After four months of examination and extrapolation, Mayor Nancy Denson's Economic Development Task Force is getting ready to put pen to paper.
Specifically, the group, tasked by Denson to work out the kinks in how Athens-Clarke County attracts and retains industries, is preparing its first draft of what eventually will be a report to the Mayor and Commission on its findings. The task force, made up of more than two dozen Athens residents and businesspeople, plans to present a final report in October.
Last month, the group traveled to Atlanta to see how the state handles requests from businesses interested in moving to Georgia. And last week, the task force's drafting committee began work on the report, which identifies several key economic development engines in the county and how they could be improved. The report will weigh in on topics such as the efficiency and effectiveness of the local business permitting process, how Athens-Clarke and surrounding counties are perceived by the public and the business community, how nonprofits help or hinder economic development and the types of education and job training that are available here.
"We still have a little bit of discovery to do, and then we'll bring our recommendations together," said Grant Tribble, chairman of the task force and chief financial officer/ vice president of finance for Athens Regional Medical Center. "Once we get that done and start writing the report, that's when it will get really important and kind of fun, in my opinion, to see the genesis of our ideas being put together."

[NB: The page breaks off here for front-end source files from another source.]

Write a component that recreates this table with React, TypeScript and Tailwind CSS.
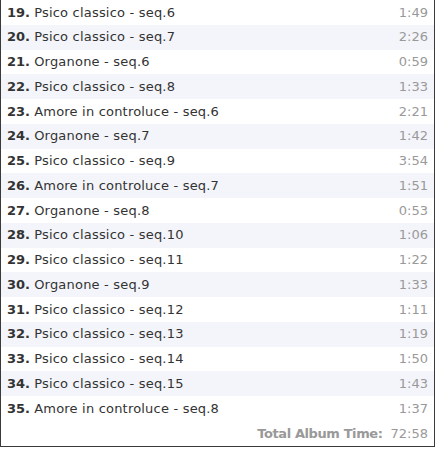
import React from "react";

const tracks: [string, string, string][] = [
  ["19.", "Psico classico - seq.6", "1:49"],
  ["20.", "Psico classico - seq.7", "2:26"],
  ["21.", "Organone - seq.6", "0:59"],
  ["22.", "Psico classico - seq.8", "1:33"],
  ["23.", "Amore in controluce - seq.6", "2:21"],
  ["24.", "Organone - seq.7", "1:42"],
  ["25.", "Psico classico - seq.9", "3:54"],
  ["26.", "Amore in controluce - seq.7", "1:51"],
  ["27.", "Organone - seq.8", "0:53"],
  ["28.", "Psico classico - seq.10", "1:06"],
  ["29.", "Psico classico - seq.11", "1:22"],
  ["30.", "Organone - seq.9", "1:33"],
  ["31.", "Psico classico - seq.12", "1:11"],
  ["32.", "Psico classico - seq.13", "1:19"],
  ["33.", "Psico classico - seq.14", "1:50"],
  ["34.", "Psico classico - seq.15", "1:43"],
  ["35.", "Amore in controluce - seq.8", "1:37"],
];

export default function App() {
  return (
    <div className="w-[436px] h-[449px] bg-white" style={{ fontFamily: '"DejaVu Sans", sans-serif' }}>
      <div className="w-[435px] border-l border-r border-b border-[#3a3a3a] flex flex-col">
        {tracks.map(([n, t, d], i) => (
          <div
            key={n}
            className={`flex items-center justify-between h-[24.75px] pl-[6px] pr-[6px] text-[13px] ${i % 2 === 1 ? "bg-[#f4f5fa]" : "bg-white"}`}
          >
            <span className="text-[#333333]">
              <span className="font-bold">{n}</span> <span className="tracking-[0.2px]">{t}</span>
            </span>
            <span className="text-[#999999]">{d}</span>
          </div>
        ))}
        <div className="flex items-center justify-end h-[25px] pr-[6px] text-[13px] text-[#999999]">
          <span className="font-bold tracking-[-0.4px]">Total Album Time:</span>
          <span className="ml-[8px]">72:58</span>
        </div>
      </div>
    </div>
  );
}
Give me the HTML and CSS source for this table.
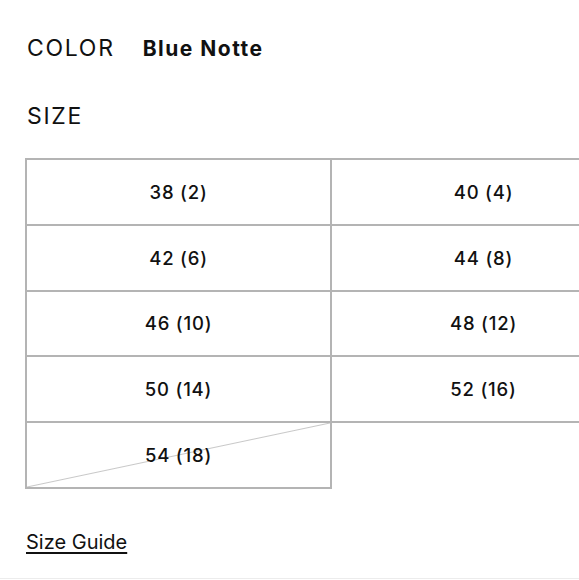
FILE: index.html
```html
<!DOCTYPE html>
<html lang="en">
<head>
<meta charset="utf-8">
<title>Size selector</title>
<link rel="stylesheet" href="styles.css">
</head>
<body>
<div class="panel">
  <div class="color-row">
    <span class="label">COLOR</span>
    <span class="color-value">Blue Notte</span>
  </div>
  <div class="size-title label">SIZE</div>
  <div class="size-grid">
    <div class="cell">38 (2)</div>
    <div class="cell">40 (4)</div>
    <div class="cell">42 (6)</div>
    <div class="cell">44 (8)</div>
    <div class="cell">46 (10)</div>
    <div class="cell">48 (12)</div>
    <div class="cell">50 (14)</div>
    <div class="cell">52 (16)</div>
    <div class="cell cell-sold">54 (18)</div>
  </div>
  <div class="guide-row"><a class="guide" href="#">Size Guide</a></div>
</div>
<div class="footer-rule"></div>
</body>
</html>
```

FILE: styles.css
```css
html, body {
  margin: 0;
  padding: 0;
  overflow: hidden;
  background: #fff;
}
body {
  width: 579px;
  font-family: Inter, "Liberation Sans", sans-serif;
  color: #111;
}
.panel {
  padding: 34px 0 0 25px;
  height: 578px;
  box-sizing: border-box;
}
.color-row {
  display: flex;
  align-items: baseline;
  gap: 28px;
  padding-left: 2px;
  height: 30px;
}
.label {
  font-size: 23px;
  font-weight: 400;
  letter-spacing: 1.7px;
}
.color-value {
  font-size: 21px;
  font-weight: 700;
  letter-spacing: 1.5px;
}
.size-title {
  margin-top: 38px;
  padding-left: 2px;
  height: 30px;
}
.size-grid {
  margin-top: 26px;
  display: grid;
  grid-template-columns: 305px 305px;
  grid-auto-rows: 65.8px;
  width: 612px;
  border-top: 2px solid #b4b4b4;
  border-left: 2px solid #b4b4b4;
}
.cell {
  border-right: 2px solid #b4b4b4;
  border-bottom: 2px solid #b4b4b4;
  display: flex;
  align-items: center;
  justify-content: center;
  font-size: 18.5px;
  font-weight: 550;
  letter-spacing: 0.8px;
}
.cell-sold {
  background: linear-gradient(to bottom right, transparent calc(50% - 1px), #c8c8c8 50%, transparent calc(50% + 1px));
}
.guide-row {
  margin-top: 41px;
  padding-left: 1px;
}
.guide {
  font-size: 20px;
  color: #111;
  text-decoration: underline;
  text-decoration-thickness: 2px;
  text-underline-offset: 3px;
}
.footer-rule {
  height: 1px;
  background: #ececec;
}
```
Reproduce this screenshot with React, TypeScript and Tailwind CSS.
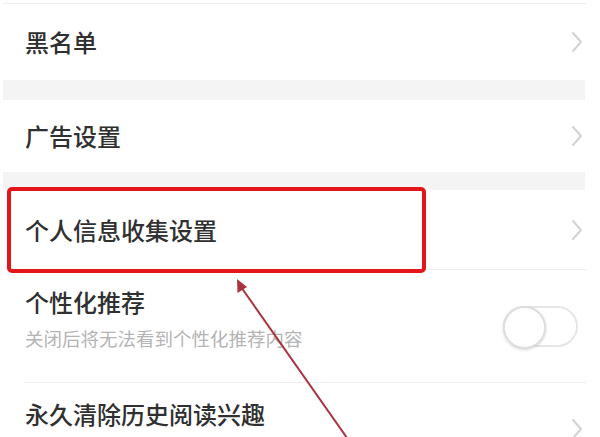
import React from "react";

const Chevron = () => (
  <svg width="14" height="22" viewBox="0 0 14 22" className="shrink-0">
    <polyline points="3,2 11,11 3,20" fill="none" stroke="#d2d2d2" strokeWidth="2" strokeLinecap="round" strokeLinejoin="round" />
  </svg>
);

export default function App() {
  return (
    <div
      className="relative w-[600px] h-[437px] overflow-hidden bg-white text-[#303030]"
      style={{ fontFamily: '"Noto Sans CJK SC", "Noto Sans", sans-serif' }}
    >
      <div className="h-[3px]" />
      <div className="mx-[3px] w-[583px] border-t border-[#ededed]" />
      {/* Row 1 */}
      <div className="flex h-[76px] items-center justify-between pl-[25px] pr-[16px] w-[600px]">
        <span className="text-[24px] font-medium leading-none">黑名单</span>
        <Chevron />
      </div>
      <div className="ml-[3px] h-[20px] w-[582px] bg-[#f4f4f4]" />
      {/* Row 2 */}
      <div className="flex h-[72px] items-center justify-between pl-[25px] pr-[16px]">
        <span className="text-[24px] font-medium leading-none">广告设置</span>
        <Chevron />
      </div>
      <div className="ml-[3px] h-[18px] w-[582px] bg-[#f4f4f4]" />
      {/* Row 3 */}
      <div className="flex h-[79px] items-center justify-between pl-[25px] pr-[16px]">
        <span className="text-[24px] font-medium leading-none">个人信息收集设置</span>
        <Chevron />
      </div>
      <div className="ml-[24px] w-[563px] border-t border-[#eeeeee]" />
      {/* Row 4 */}
      <div className="flex h-[112px] items-center justify-between pl-[25px] pr-[22px]">
        <div className="flex flex-col">
          <span className="text-[24px] font-medium leading-none mt-[-14px]">个性化推荐</span>
          <span className="mt-[15px] text-[18.5px] leading-none text-[#b4b4b4]">关闭后将无法看到个性化推荐内容</span>
        </div>
        <div className="relative h-[41px] w-[75px] rounded-full border-2 border-[#e6e6e6] bg-white">
          <div className="absolute left-[-2px] top-[-2px] h-[43px] w-[43px] rounded-full border-2 border-[#dedede] bg-white shadow-[0_1px_3px_rgba(0,0,0,0.15)]" />
        </div>
      </div>
      <div className="ml-[24px] w-[563px] border-t border-[#eeeeee]" />
      {/* Row 5 */}
      <div className="flex h-[62px] items-center justify-between pl-[25px] pr-[16px]">
        <span className="text-[24px] font-medium leading-none mt-[-1px]">永久清除历史阅读兴趣</span>
        <div className="mt-[30px]"><Chevron /></div>
      </div>

      {/* Red highlight box */}
      <div className="pointer-events-none absolute left-[7px] top-[187px] h-[86px] w-[419px] rounded-[5px] border-[4px] border-[#e3161b]" />

      {/* Arrow */}
      <svg className="pointer-events-none absolute left-0 top-0" width="600" height="437" viewBox="0 0 600 437">
        <line x1="352" y1="445" x2="241" y2="287" stroke="#a8343f" strokeWidth="2" />
        <polygon points="237,279 237.5,293 247,287" fill="#a8343f" />
      </svg>
    </div>
  );
}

Tribble said Caterpillar's announcement to open a new factory on the Clarke-Oconee county line was an interesting learning experience for the group, which was able to witness first-hand how a large business moves its way through the economic and government systems. "And while it has been successful, there's always a chance to see what could have been better," he added.
A near-final draft of the task force's report is expected in September, Tribble said, allowing a month for any last revisions or questions before it's officially presented.
"The committee is, in my opinion, very diverse and very representative of the community. Everyone on the committee has been so open in bringing suggestions forward, almost from the standpoint of, 'Here are some options for your consideration,'" he added. But that's the one goal of the task force: to find ways to make the most of the opportunities available and identify areas that need improvement.
How the Mayor and Commission will take the task force's recommendations and implement them, Tribble said, will be a different discussion for a different day.